Note that when a transformation program is split into parts (or waves, or phases) processes will need to be adjusted to allow a blend of agile team supply structures to operate alongside more traditional line management centric talent pools. This hybrid approach will introduce another level of complexity towards responsibilities, ownership, priorities and interactions.
Creating Design Guidelines
Provide design guidelines that offer guidance on how the new talent pool structure should look and feel from a 'supply' perspective. This is the talent that will be supplied to meet the delivery teams' demands. Some things to consider:
- What is the desired type of Talent pool groupings and how many layers of groupings will there be; with the aim of keeping the layers as shallow as possible. A recommendation is no more than 3 or 4, this still allows for the right type and depth of conversations when prioritisation calls are being made regarding the work and people. Some examples:
- Overarching Talent groups, such as full stack engineers, or marketing
- Groupings of talent within the overarching, such as full stack engineers with java specialisation, or retail consumer marketing
- Detailed grouping within the Groupings example: Advanced Java full stack engineers or small retail consumer marketing
- The preferred sizing of the groupings balances communication and trust against the size and level of the grouping. Some examples:
- Overarching talent type 500 to a maximum of 1500 individuals
- Groupings of talent types, up to 150 individuals
- Detail grouping of talent types, 8-15 individuals
- What skills and capabilities will be needed to support the allocation of talent to the delivery demands. This includes an ongoing understanding of the work, knowledge and evolution of common practices in delivering the work, recruitment, optimisation and general management. Some example roles are:
- Overarching Talent Lead
- common terms are Chapter Area Lead or Domain Area Lead
- Talent grouping lead
- common terms is Chapter Lead
- Detail grouping lead
- common term is sub chapter
- Specialist roles
- Scrum Master
- Release Train Engineer
- Enablement groupings
- Establishing clear responsibilities for these roles will reduce the complexity of interactions at each level of talent grouping. It will also ensure individuals can be clear of their role when placed within their delivery teams.
Talent to Demand Needs
Delivery defines the business outcomes needed to fulfil the organisation's strategy. Then, working with the Talent (supply) areas, they capture the desired amount and types of talent that will they require for success. Doing this across all the areas of the organisation provides collective visibility as to what the talent needs are, and to which priorities they will be working.
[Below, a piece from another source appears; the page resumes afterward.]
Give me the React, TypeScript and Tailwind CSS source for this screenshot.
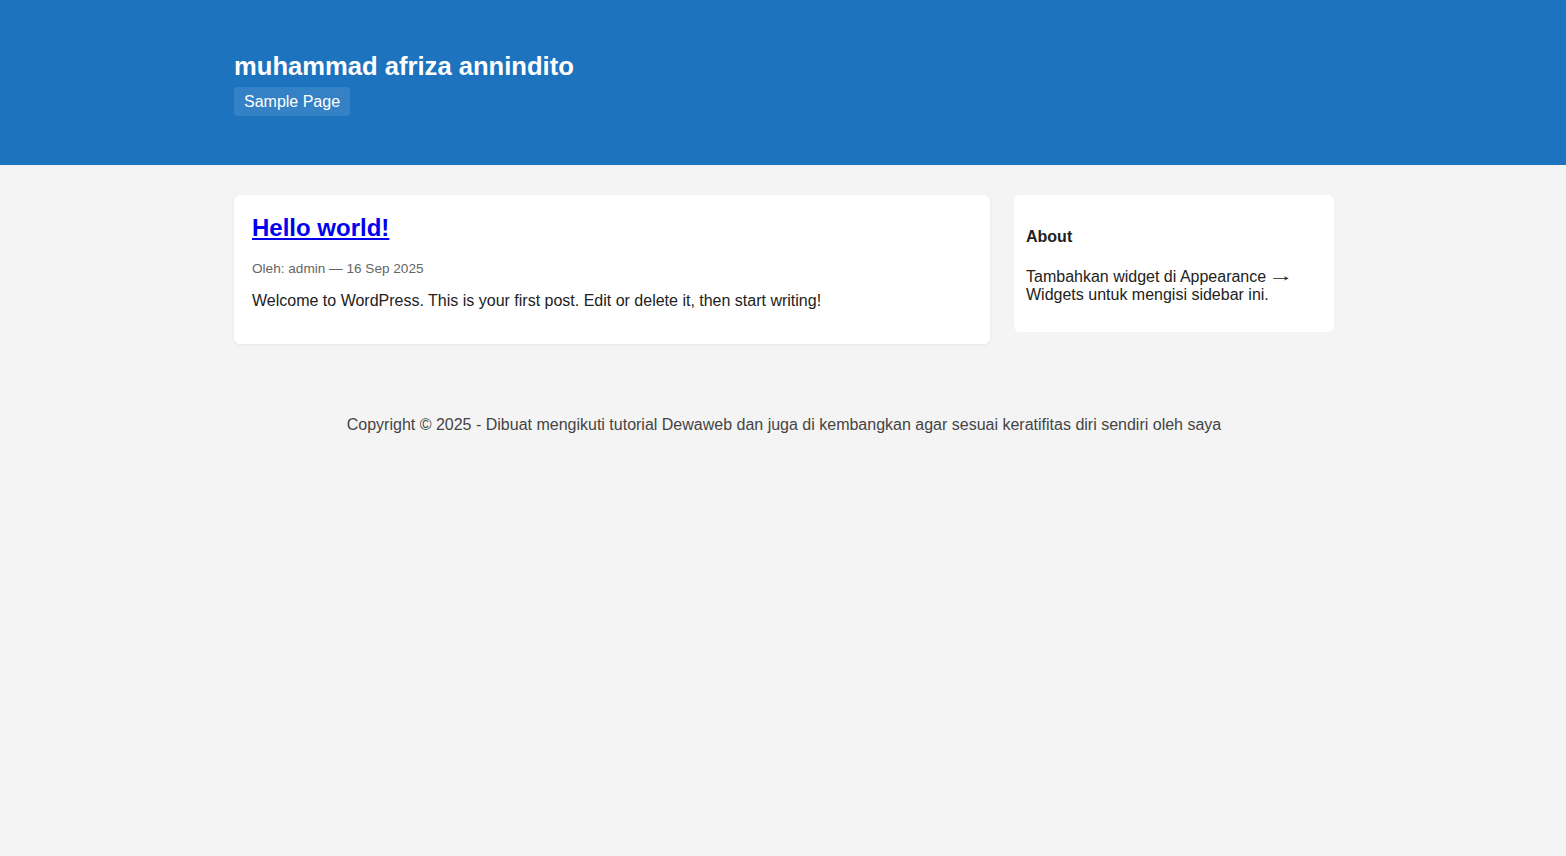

- Understand the work behind each demand request, and how it aligns to the organisations' strategies and priorities. This can be more objectively enabled if an agreed measure is chosen to rank the demand requests (DVF, WSJF, cost of delay, perceived value vs cost, and many other ways)
- Start assigning the available talent to the teams, ensuring that in cases of contention the highest priority outcomes are worked on first.
- Contention is very likely. There is always more work than talent and funding, so this matching gives an understanding the capacity constraints.
- Allow Delivery to either revisit their priorities, pool similar work better, or enable recruitment to fulfil the Talent demands
- Often this is a process that includes iterations where visibility is honed, and conversations continue attempting to resolve contention and constraints.
- Sometimes not all things can be resolved, this needs to be escalated, leadership needs to make their now informed decisions and tradeoffs - "captains calls"
- As part of these iterations, it's important for talent pool leaders and delivery leaders to discuss the proposed work with the individuals that would be doing it. This entire process is for naught if individuals refuse their assignments.
Communicate
Both the Talent supply and Delivery demand groupings need to work together to ensure that individuals feel secure, confident and informed.
Transparency, trust and communications play key roles in a transforming organisation. As soon as possible, clearly communicate to individuals that are effected by the new structure and team designs and let them know the following minimum information:
- Their role in the new ways of working structure
- Expectations of them in their role
- What team they will be assigned to, and who are the other members in the team
- What is the purpose of their team
- Who has an Agile specialist role within the team, and what is the purpose of the role
- Which other teams are in the grouping, and what are those teams' purposes
- Who is the grouping owner
If only some areas of the organisation are transforming, it is just as important to let the rest of the organisation know what is going on, so they can understand which work is done where and by who in the new structure. This will minimize negative impact on the flow of work, avoid negative rumours, and reduce the panic or uncertainty often felt by individuals in a major change program.
Try, Learn, Iterate
Implementing and running the new organisational design will provide an abundance of learnings, a regular cadence should be in place to ensure that these learnings are reviewed and implemented. Try not to implement all things at the same time, as this will lead to change fatigue and potentially confusion. Instead, pick the items that will provide the highest team delivery outcomes. Some examples of what has worked is
- Quarterly design review in alignment with business outcome based reviews
- this is when any change in business priorities occur, and the delivery grouping has to take these into account
- when looking at these priorities, Delivery leads update their forward forecasts so the delivery grouping can understand how they are tracking in their current and future ambitions. This forecasting provides a crucial wealth of information for talent pool planning, skilling, acquisition and better understanding of capacity constraints.
- Push back on work demands that exceed known talent constraints.
- Look at ways to enhance individuals' capabilities and their ability to deliver outcomes
- Example; pipeline management, testing harnesses, industry associations, training etc.
- Tooling tips or new tooling acquisition to augment or enhance productivity
While the work is being reviewed and demand needs are changing, it's a great time to implement some of the organisation design learnings. Continuous improvement of practices should be occurring as often as possible, and can be assisted by bringing a Talent grouping together on a regular cadence to share what they've learned in their cross team and cross company assignments.